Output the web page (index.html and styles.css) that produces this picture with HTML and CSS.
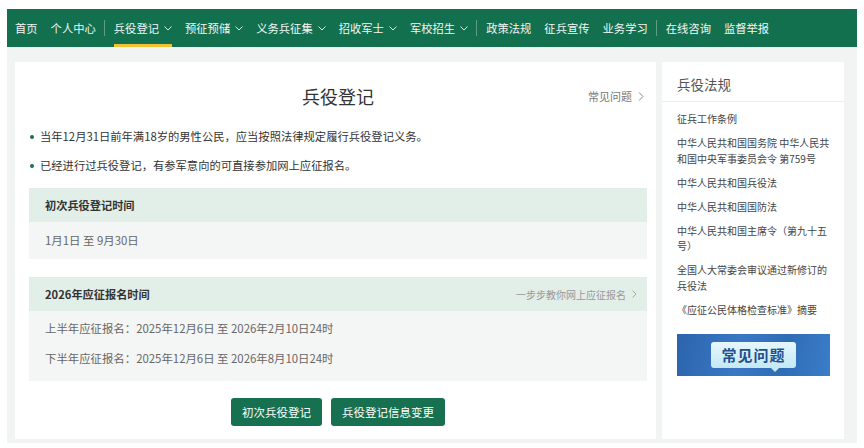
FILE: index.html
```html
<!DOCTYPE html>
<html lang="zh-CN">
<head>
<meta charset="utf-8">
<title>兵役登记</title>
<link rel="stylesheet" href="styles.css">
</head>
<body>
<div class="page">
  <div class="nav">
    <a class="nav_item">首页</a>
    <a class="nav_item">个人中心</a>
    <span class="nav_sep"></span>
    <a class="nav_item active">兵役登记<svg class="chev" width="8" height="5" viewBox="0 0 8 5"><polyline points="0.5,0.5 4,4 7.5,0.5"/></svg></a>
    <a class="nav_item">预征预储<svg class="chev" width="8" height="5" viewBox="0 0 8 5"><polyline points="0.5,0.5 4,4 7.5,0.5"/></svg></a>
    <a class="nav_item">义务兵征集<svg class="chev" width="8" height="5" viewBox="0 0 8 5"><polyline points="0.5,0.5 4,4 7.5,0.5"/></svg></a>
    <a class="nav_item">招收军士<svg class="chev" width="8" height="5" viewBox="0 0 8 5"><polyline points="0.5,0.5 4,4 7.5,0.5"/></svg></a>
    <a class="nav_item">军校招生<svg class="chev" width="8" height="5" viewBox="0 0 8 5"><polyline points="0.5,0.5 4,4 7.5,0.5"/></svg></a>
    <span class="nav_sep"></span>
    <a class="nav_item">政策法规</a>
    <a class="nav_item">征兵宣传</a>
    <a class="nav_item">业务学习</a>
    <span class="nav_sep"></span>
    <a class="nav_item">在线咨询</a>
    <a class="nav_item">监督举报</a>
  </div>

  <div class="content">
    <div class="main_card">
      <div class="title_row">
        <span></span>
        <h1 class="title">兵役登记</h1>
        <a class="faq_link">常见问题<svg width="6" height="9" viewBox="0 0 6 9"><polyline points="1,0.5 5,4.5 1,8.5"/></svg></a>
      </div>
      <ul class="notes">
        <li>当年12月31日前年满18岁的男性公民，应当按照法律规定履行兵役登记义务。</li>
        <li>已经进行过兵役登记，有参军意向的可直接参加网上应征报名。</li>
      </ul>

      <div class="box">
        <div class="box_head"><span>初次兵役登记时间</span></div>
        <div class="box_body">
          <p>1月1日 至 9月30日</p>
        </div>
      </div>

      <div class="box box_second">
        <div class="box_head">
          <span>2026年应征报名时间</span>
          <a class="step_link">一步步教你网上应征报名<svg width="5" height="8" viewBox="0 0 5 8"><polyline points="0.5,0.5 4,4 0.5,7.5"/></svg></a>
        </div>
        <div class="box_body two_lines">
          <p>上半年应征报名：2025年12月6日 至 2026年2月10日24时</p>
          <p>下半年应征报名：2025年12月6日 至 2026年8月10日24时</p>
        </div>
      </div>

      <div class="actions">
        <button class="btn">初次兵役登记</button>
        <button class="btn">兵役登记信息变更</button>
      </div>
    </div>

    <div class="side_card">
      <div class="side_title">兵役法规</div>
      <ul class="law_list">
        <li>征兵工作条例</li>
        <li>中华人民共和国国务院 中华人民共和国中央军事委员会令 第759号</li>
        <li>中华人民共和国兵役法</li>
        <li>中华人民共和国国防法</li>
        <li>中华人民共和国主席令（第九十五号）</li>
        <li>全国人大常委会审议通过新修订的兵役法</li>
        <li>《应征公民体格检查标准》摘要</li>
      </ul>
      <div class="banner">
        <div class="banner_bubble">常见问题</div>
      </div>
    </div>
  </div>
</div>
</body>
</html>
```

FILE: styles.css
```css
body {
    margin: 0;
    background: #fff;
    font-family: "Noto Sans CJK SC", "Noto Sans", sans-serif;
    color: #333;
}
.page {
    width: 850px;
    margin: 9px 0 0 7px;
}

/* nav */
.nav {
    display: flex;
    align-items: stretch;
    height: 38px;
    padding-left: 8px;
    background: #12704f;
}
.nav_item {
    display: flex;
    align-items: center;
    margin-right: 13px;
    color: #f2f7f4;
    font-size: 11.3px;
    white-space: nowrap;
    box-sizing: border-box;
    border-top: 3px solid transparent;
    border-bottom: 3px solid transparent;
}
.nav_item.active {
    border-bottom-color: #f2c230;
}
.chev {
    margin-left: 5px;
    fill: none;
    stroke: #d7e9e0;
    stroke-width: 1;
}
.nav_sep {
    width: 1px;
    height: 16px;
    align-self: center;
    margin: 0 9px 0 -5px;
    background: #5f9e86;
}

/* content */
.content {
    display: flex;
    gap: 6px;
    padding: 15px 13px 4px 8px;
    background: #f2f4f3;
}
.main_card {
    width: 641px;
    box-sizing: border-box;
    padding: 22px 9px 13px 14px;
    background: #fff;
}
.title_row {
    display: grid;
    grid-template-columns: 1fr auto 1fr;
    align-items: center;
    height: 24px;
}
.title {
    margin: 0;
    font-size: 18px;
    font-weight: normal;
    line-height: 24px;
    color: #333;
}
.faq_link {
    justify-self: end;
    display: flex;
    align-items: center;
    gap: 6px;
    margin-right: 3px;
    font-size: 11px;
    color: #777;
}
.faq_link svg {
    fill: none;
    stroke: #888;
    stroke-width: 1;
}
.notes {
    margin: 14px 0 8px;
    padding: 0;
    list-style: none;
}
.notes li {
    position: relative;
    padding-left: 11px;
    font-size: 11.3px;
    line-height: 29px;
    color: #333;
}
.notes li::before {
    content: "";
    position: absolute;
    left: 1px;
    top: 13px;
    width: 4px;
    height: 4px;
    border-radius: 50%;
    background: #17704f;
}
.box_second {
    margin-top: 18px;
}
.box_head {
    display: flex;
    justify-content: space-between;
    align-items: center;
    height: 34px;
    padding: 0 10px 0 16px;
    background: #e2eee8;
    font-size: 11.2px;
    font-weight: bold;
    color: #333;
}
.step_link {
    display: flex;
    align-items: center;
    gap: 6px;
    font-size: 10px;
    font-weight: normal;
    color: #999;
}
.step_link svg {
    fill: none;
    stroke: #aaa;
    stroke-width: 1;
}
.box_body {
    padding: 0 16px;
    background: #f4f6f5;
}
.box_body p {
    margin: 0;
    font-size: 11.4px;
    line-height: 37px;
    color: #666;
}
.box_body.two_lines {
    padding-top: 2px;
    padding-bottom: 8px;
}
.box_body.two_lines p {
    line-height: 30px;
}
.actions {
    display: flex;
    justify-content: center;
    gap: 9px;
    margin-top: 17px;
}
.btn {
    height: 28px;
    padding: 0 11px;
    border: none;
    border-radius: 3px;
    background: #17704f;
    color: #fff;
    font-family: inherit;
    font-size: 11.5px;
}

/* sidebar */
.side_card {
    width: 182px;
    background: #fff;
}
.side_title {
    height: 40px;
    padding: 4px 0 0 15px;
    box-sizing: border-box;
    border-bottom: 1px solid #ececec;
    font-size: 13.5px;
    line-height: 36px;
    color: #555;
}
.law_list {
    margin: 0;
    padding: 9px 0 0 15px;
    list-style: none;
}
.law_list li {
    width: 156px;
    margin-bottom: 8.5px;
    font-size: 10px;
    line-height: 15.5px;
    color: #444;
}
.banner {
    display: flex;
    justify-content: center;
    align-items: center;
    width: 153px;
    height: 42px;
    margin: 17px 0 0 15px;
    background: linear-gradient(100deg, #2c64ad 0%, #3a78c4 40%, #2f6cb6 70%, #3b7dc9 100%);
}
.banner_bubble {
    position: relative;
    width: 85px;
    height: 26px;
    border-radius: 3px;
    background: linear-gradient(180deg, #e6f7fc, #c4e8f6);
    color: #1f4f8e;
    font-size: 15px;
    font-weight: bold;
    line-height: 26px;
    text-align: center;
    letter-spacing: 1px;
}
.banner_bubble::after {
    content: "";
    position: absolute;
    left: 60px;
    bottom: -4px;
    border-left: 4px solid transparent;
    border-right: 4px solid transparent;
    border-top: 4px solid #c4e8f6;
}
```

● Task details
In the lines above, locate the string "styles". Copy every line where it occurs.

● Answer
Output the web page (index.html and styles.css) that produces this picture with HTML and CSS.
<link rel="stylesheet" href="styles.css">
FILE: styles.css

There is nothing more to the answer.